## THE TASK
Retype word for word the first line of the listing and each line after it up to the line with "import React from", with the pictures taken out.

[start INFORMATION PROVIDED]

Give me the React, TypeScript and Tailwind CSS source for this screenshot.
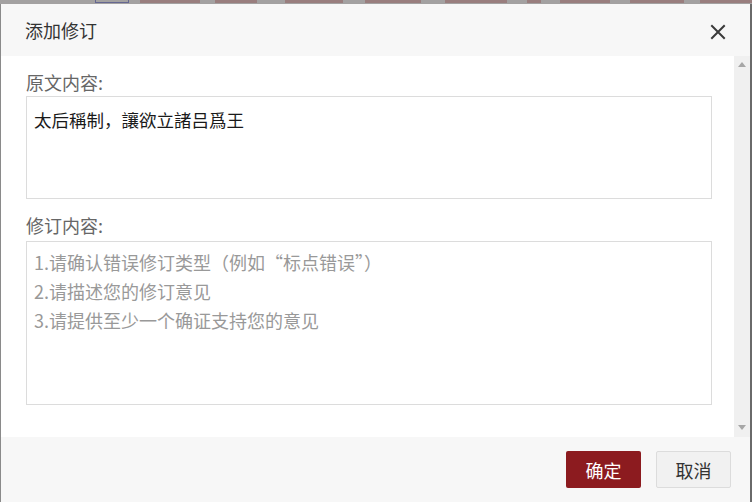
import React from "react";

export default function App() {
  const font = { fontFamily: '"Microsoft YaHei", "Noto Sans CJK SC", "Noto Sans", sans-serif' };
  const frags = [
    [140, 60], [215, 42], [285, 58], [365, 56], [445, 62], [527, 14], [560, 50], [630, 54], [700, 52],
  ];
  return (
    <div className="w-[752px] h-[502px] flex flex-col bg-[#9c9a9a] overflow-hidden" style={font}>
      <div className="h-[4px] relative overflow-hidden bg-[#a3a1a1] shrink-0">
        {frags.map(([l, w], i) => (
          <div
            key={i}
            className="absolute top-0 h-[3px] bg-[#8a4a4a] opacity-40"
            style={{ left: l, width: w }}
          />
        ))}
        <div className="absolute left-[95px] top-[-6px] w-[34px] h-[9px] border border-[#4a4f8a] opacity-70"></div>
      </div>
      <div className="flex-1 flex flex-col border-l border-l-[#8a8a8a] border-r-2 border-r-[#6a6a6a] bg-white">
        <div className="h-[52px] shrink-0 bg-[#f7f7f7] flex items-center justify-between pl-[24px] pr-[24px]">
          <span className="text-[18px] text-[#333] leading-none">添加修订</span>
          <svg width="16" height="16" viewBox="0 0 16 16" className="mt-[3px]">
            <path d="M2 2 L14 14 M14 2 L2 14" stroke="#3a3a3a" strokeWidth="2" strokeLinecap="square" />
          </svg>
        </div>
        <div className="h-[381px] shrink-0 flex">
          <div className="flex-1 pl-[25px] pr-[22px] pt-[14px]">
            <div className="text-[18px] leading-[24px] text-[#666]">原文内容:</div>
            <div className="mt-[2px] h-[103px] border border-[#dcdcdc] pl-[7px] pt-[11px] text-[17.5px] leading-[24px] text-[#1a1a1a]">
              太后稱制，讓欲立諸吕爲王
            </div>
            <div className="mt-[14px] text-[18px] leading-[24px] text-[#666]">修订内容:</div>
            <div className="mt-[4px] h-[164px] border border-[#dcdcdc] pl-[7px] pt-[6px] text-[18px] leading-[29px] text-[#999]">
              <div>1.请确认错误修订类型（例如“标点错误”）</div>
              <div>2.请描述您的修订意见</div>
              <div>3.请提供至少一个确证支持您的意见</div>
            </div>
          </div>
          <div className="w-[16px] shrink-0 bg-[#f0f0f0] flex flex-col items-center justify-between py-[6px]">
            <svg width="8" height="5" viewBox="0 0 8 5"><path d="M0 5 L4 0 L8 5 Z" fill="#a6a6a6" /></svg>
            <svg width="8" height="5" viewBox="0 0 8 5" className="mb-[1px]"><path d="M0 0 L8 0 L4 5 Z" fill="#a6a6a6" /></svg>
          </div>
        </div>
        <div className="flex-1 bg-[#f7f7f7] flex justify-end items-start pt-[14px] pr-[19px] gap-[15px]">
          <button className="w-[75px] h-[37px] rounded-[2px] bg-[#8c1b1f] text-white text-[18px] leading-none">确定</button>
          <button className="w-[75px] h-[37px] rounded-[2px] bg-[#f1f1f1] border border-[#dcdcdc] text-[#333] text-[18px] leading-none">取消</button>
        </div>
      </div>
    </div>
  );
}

[end INFORMATION PROVIDED]

## EXERCISE RESULT
Give me the React, TypeScript and Tailwind CSS source for this screenshot.
import React from "react";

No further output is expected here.